Se Hollywood hoje aposta tudo e mais um pouco em caríssimos derivados de sagas consolidadas, os quadrinhos já fazem isso desde o início dos tempos, e talvez o super carismático Peninha seja um dos exemplos mais bem sucedidos. Para quem não sabe, um derivado (ou spin-off, no termo original) é aproveitar um personagem que deu certo em uma franquia, como Star Wars e Harry Potter, e colocá-lo em arcos próprios de histórias em que finalmente pode ser o protagonista. Para as icônicas criações de Carl Barks, todas dentro do universo do Pato Donald na sua bela cidade de Patópolis, a Disney sempre tentou expandir a família, dando prioridade para o Tio Patinhas, o professor Pardal, Gastão e cia., sempre sob o ponto de vista de uma família divertida, e mais ou menos tradicional. Não havia nenhum elemento estranho na mesa. Não havia nenhum, digamos, subversivo na mais famosa árvore genealógica dos gibis.

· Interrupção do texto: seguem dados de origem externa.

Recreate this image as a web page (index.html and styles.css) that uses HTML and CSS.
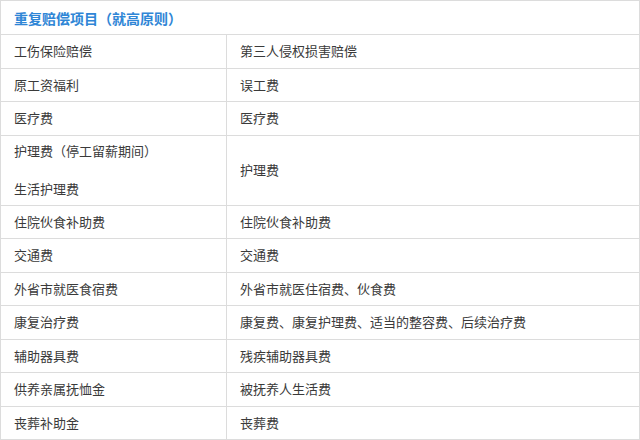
FILE: index.html
```html
<!DOCTYPE html>
<html lang="zh">
<head>
<meta charset="utf-8">
<link rel="stylesheet" href="styles.css">
</head>
<body>
<table class="tbl">
  <colgroup><col class="c1"><col class="c2"></colgroup>
  <tr class="head"><td colspan="2">重复赔偿项目（就高原则）</td></tr>
  <tr><td>工伤保险赔偿</td><td>第三人侵权损害赔偿</td></tr>
  <tr><td>原工资福利</td><td>误工费</td></tr>
  <tr><td>医疗费</td><td>医疗费</td></tr>
  <tr class="tall"><td><p class="line">护理费（停工留薪期间）</p><p class="line">生活护理费</p></td><td>护理费</td></tr>
  <tr><td>住院伙食补助费</td><td>住院伙食补助费</td></tr>
  <tr><td>交通费</td><td>交通费</td></tr>
  <tr><td>外省市就医食宿费</td><td>外省市就医住宿费、伙食费</td></tr>
  <tr><td>康复治疗费</td><td>康复费、康复护理费、适当的整容费、后续治疗费</td></tr>
  <tr><td>辅助器具费</td><td>残疾辅助器具费</td></tr>
  <tr><td>供养亲属抚恤金</td><td>被抚养人生活费</td></tr>
  <tr><td>丧葬补助金</td><td>丧葬费</td></tr>
</table>
</body>
</html>
```
FILE: styles.css
```css
html, body {
  margin: 0;
  padding: 0;
  background: #fff;
}
.tbl {
  width: 639px;
  border-collapse: collapse;
  table-layout: fixed;
  font-family: "Noto Sans CJK SC", "Noto Sans", sans-serif;
  font-size: 13px;
  color: #3a3a3a;
}
.c1 { width: 226px; }
.c2 { width: 413px; }
.tbl td {
  border: 1px solid #dcdcdc;
  padding: 0 13px;
  height: 32.5px;
  line-height: 20px;
  vertical-align: middle;
}
.head td {
  color: #2f86d6;
  font-weight: bold;
  font-size: 14px;
  height: 33px;
}
.tall td {
  height: 69px;
}
.line {
  margin: 0;
}
.line + .line {
  margin-top: 18px;
}
```
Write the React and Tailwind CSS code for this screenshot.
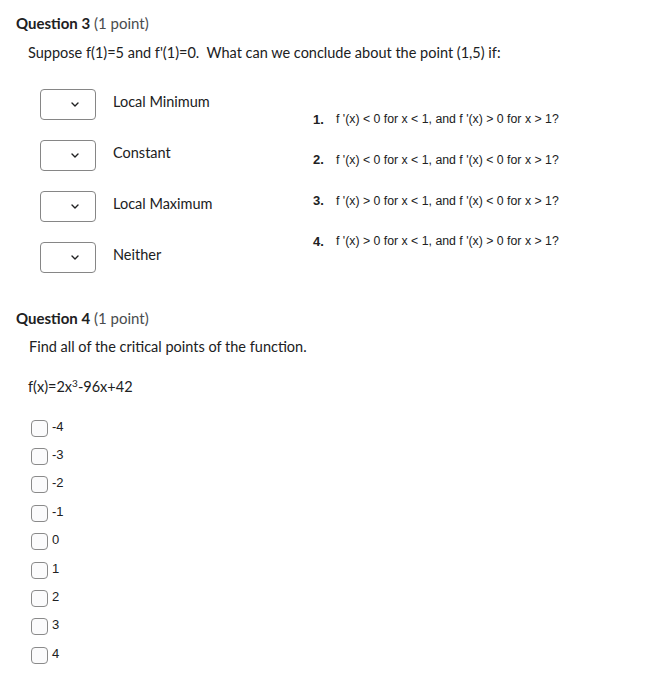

Mas o mundo muda, e encontrar uma fórmula para agradar a todos os tipos de públicos sempre foi prioridade nos quadrinhos que, nas suas historinhas irreverentes, conseguiam dialogar entre gregos e troianos nessa tão ampla linguagem universal da diversão. Confiantes disso nos anos 1960, o roteirista Dick Kinney e o desenhista Al Hubbard ajudaram a Disney a criar personagens para o mercado internacional, com atenção especial para a Europa e América Latina. É claro que o amalucado Peninha foi o primeiro a cair no gosto de todos, pois era o símbolo catártico do anticonvencional que já começava a surgir com força nas sociedades dos anos 60. Aquele parente típico que chega para fazer tudo virar de perna para os ares, revolucionar, revirar, e ir embora após servir a seu motivo de desestabilizar a normalidade. Peninha vestia esse manto junto dos seus inconfundíveis suéter e gorrinho vermelhos, e através de suas invenções doidas que faziam o pobre pato Donald e seu gatinho Ronrom querer escapar de Patópolis – sem olhar para trás.
Ninguém está seguro com o primo Peninha por perto, ele e suas “geniais” ideias mirabolantes. Tal qual um Professor Pardal imaturo e inconsequente, quando ele não chega para fazer magia e apavorar geral no mais banal dos dias, Peninha se mete na carreira de costureiro, de taxista, de advogado, e bota tudo a perder – ou a explodir. O engraçado é que ele sempre convence Donald a participar de suas loucuras, pois como bom malandro, Peninha é um manipulador nato. Assim, ele faz seu reservado primo mergulhar em mil confusões na cidade, na praia e no campo, sendo que sua primeira aventura publicada no Brasil em 1965 foi justamente um corre-corre danado no velho-oeste americano, com direito a chapéu de cowboy e uma inesperada perseguição cheia de perigos. E Donald achou que aquele seria um passeio calmo e tranquilo. Seria mais fácil esperar isso junto de Huguinho, Zezinho e Luisinho. Afinal de contas, Peninha não é para amadores, e mesmo assim o amamos como qualquer outro parente da família dos patos.
De qualquer forma, em uma visão mais aprofundada às histórias coloridas e eletrizantes de Kinney e Hubbard, nota-se o quanto Peninha representa o futuro caótico que é sempre especulado pelo público mais saudosista e conservador, de cada época. A dupla de artistas criou um personagem que é a causa da insegurança das pessoas, uma vez que o amanhã é imprevisível e causa desconforto para quem não gosta nem de pensar em mudanças. Em outra análise deste compilado de histórias do Peninha, publicadas entre 1964 e 1965 em um belíssimo trabalho gráfico da editora Abril, evidencia-se que, mesmo visando (e talvez exatamente por isso) o público fora dos Estados Unidos, em um período pré-globalização na indústria do entretenimento, a glorificação da cultura dos EUA se intensificou em seus processos de exportação, em algo que pode ser chamado de “imperialismo cultural”, um conceito que o país do Capitão América sabe reproduzir como nenhum outro. E Peninha foi um dos veículos perfeitos para isso já que todo mundo tem um parente maluquinho desses para amar, mesmo após tantas ciladas homéricas. Família é família.